A man has been charged with causing the death of a 28-year-old passenger by dangerous driving in a crash in central Brighton.

Jonathan Wenham, 40 of Ridgeside Avenue, Brighton was charged on Tuesday with causing the death of Nicholas Messenger, 28, of Old Kent Road, London.

Mr Messenger was a passenger in a BMW which collided with a tree in Grand Parade on January 21.

Wenham was also charged with driving with excess alcohol, making a false statement to obtain insurance and failing to stop at the scene of an accident.

He has been bailed to appear at Brighton Magistrates’ Court on April 21.

6 thoughts on “Local News”

  1. Someone should tell The Argus that unless a tree is Tolkienesque, it cannot be involved in a collision. Our style guide here (which is ignored a lot, it must be said) states that collisions / collidings are between two moving objects, and we’re talking more than yer average tree rustles.

    Looking forward to the Street Talk; illness forced me to miss the last one and I’ll be blowed if it makes me miss this one too.

  2. And meanwhile, the solution to congestion in West Sussex is to… build more roads.

    That’s always worked, hasn’t it?

    Discussions on a notorious West Sussex bottleneck are to be held on Friday.

    Nick Herbert, Arundel and South Downs MP, will be meeting with Arun District Council and West Sussex County Council in Littlehampton on April 8 to discuss the A27 and, in particular, the need for an Arundel bypass

    The stupid thing is that Arundel already has a bypass. It’s a single carriageway road, that does, admittedly, get very busy at peak hours, although obviously not intolerably so, otherwise people would have stopped using it, or would have switched to using a bike or the train.

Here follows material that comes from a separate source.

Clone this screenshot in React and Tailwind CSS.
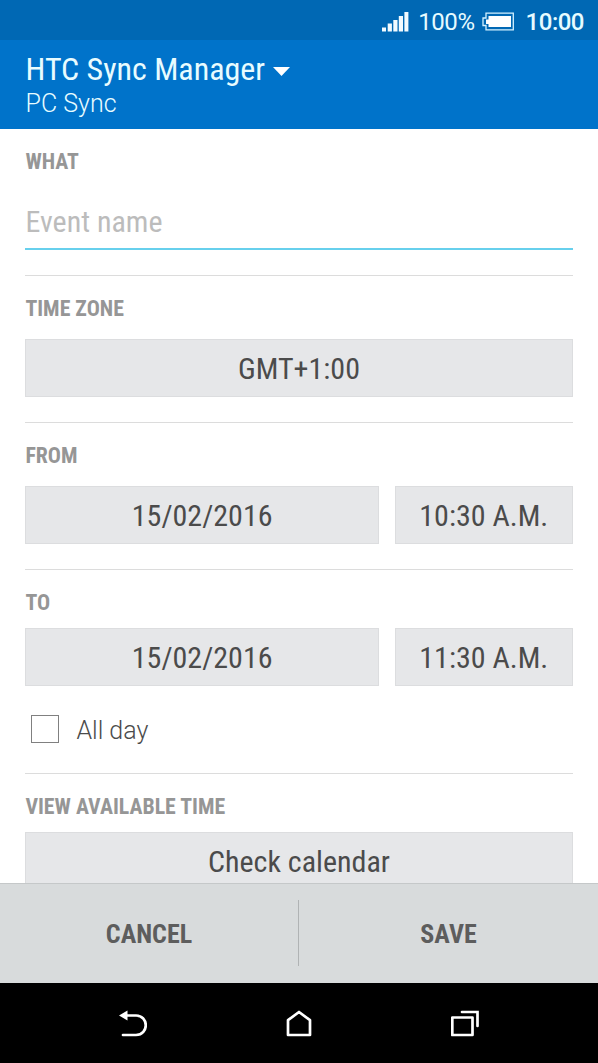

    Of course the stupid solution – the one that doesn’t involve tackling the root cause of the congestion – would be to waste tens of millions of pounds on a new dual carriageway, creating extra capacity that is only going to be filled up in a few years’ time.

    But that’s what’s going to happen. Excellent.

  3. Do you not think this is just shoddy language rather than an attempt to blame the first incident on the cyclist? Local press hacks rarely have the time, inclination or payscale to justify rereading their prose for logical progression.

  4. Nick Herbert, Arundel and South Downs MP, will be meeting with Arun District Council and West Sussex County Council in Littlehampton on April 8 to discuss the A27 and, in particular, the need for an Arundel bypass

    Ah, apparently the current road around Arundel isn’t a “bypass”, it’s a “relief road”. As explained by a WSCC councillor at an A27 meeting a decade or so ago. Quite seriously, I think!

    I don’t think they’ll ever find the money for an Arundel bypass, but if they do it will merely make the currently-free-flowing A27 either side busier and Worthing even more congested. A Worthing bypass is most unlikely before the oil runs out.

    The reason WSCC are so keen to emphasise the need to “improve” the A27 and the A23 is that both roads are maintained by the Highways Agency. Focussing on these means WSCC doesn’t need to spend any of their own money, and the real problem of hopeless congestion in West Sussex towns can be quietly ignored.

  5. The Guardian readers’ editor was tackling the issue of ‘accident’ vs collision & crashes yesterday – he came down on the side of continuing to use ‘accident’ for most incidents, but it’s interesting to see the reasoning behind it, & that it’s not just journalistic laziness. I think it will change though. And there’s absolutely no excuse for ‘a cyclist collided with a car’ unless it really was the cyclist pedalling full tilt into the side of the car – surely in English when we say ‘X collided with Y’ we are implying that X was the active collider and Y merely the collidee.